#### What needs to be done
Scan the material that follows. Copy every line containing the word "styles".

#### Source data
————————

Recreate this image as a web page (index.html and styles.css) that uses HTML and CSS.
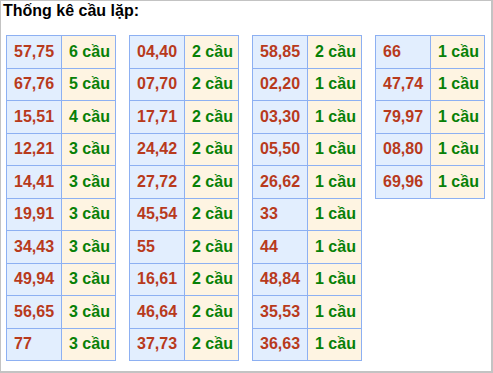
FILE: index.html
```html
<!DOCTYPE html>
<html lang="vi">
<head>
<meta charset="utf-8">
<title>Thống kê cầu lặp</title>
<link rel="stylesheet" href="styles.css">
</head>
<body>
<div class="box">
  <div class="title">Thống kê cầu lặp:</div>
  <div class="tables">
    <table class="stat">
      <tr><td class="num">57,75</td><td class="cnt">6 cầu</td></tr>
      <tr><td class="num">67,76</td><td class="cnt">5 cầu</td></tr>
      <tr><td class="num">15,51</td><td class="cnt">4 cầu</td></tr>
      <tr><td class="num">12,21</td><td class="cnt">3 cầu</td></tr>
      <tr><td class="num">14,41</td><td class="cnt">3 cầu</td></tr>
      <tr><td class="num">19,91</td><td class="cnt">3 cầu</td></tr>
      <tr><td class="num">34,43</td><td class="cnt">3 cầu</td></tr>
      <tr><td class="num">49,94</td><td class="cnt">3 cầu</td></tr>
      <tr><td class="num">56,65</td><td class="cnt">3 cầu</td></tr>
      <tr><td class="num">77</td><td class="cnt">3 cầu</td></tr>
    </table>
    <table class="stat">
      <tr><td class="num">04,40</td><td class="cnt">2 cầu</td></tr>
      <tr><td class="num">07,70</td><td class="cnt">2 cầu</td></tr>
      <tr><td class="num">17,71</td><td class="cnt">2 cầu</td></tr>
      <tr><td class="num">24,42</td><td class="cnt">2 cầu</td></tr>
      <tr><td class="num">27,72</td><td class="cnt">2 cầu</td></tr>
      <tr><td class="num">45,54</td><td class="cnt">2 cầu</td></tr>
      <tr><td class="num">55</td><td class="cnt">2 cầu</td></tr>
      <tr><td class="num">16,61</td><td class="cnt">2 cầu</td></tr>
      <tr><td class="num">46,64</td><td class="cnt">2 cầu</td></tr>
      <tr><td class="num">37,73</td><td class="cnt">2 cầu</td></tr>
    </table>
    <table class="stat">
      <tr><td class="num">58,85</td><td class="cnt">2 cầu</td></tr>
      <tr><td class="num">02,20</td><td class="cnt">1 cầu</td></tr>
      <tr><td class="num">03,30</td><td class="cnt">1 cầu</td></tr>
      <tr><td class="num">05,50</td><td class="cnt">1 cầu</td></tr>
      <tr><td class="num">26,62</td><td class="cnt">1 cầu</td></tr>
      <tr><td class="num">33</td><td class="cnt">1 cầu</td></tr>
      <tr><td class="num">44</td><td class="cnt">1 cầu</td></tr>
      <tr><td class="num">48,84</td><td class="cnt">1 cầu</td></tr>
      <tr><td class="num">35,53</td><td class="cnt">1 cầu</td></tr>
      <tr><td class="num">36,63</td><td class="cnt">1 cầu</td></tr>
    </table>
    <table class="stat">
      <tr><td class="num">66</td><td class="cnt">1 cầu</td></tr>
      <tr><td class="num">47,74</td><td class="cnt">1 cầu</td></tr>
      <tr><td class="num">79,97</td><td class="cnt">1 cầu</td></tr>
      <tr><td class="num">08,80</td><td class="cnt">1 cầu</td></tr>
      <tr><td class="num">69,96</td><td class="cnt">1 cầu</td></tr>
    </table>
  </div>
</div>
</body>
</html>
```
FILE: styles.css
```css
html, body {
  margin: 0;
  padding: 0;
  background: #ffffff;
}
.box {
  box-sizing: border-box;
  width: 493px;
  height: 373px;
  border-style: solid;
  border-color: #c3c3c3;
  border-width: 1px 2px 2px 1px;
  font-family: "Liberation Sans", Arial, sans-serif;
}
.title {
  font-size: 16px;
  font-weight: bold;
  color: #000;
  line-height: 18px;
  padding: 1px 0 0 2px;
}
.tables {
  display: flex;
  align-items: flex-start;
  gap: 13px;
  margin-top: 15px;
  padding-left: 5px;
}
.stat {
  border-collapse: collapse;
  table-layout: fixed;
  width: 110px;
}
.stat tr {
  height: 32.5px;
}
.stat td {
  border: 1px solid #8db0f2;
  padding: 0 0 0 7px;
  font-size: 16px;
  font-weight: bold;
  white-space: nowrap;
  vertical-align: middle;
}
.stat td.num {
  width: 47px;
  background: #e2eefe;
  color: #b83a1c;
}
.stat td.cnt {
  background: #fef4e2;
  color: #078007;
}
```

————————

#### Solution for this problem
Recreate this image as a web page (index.html and styles.css) that uses HTML and CSS.
<link rel="stylesheet" href="styles.css">
FILE: styles.css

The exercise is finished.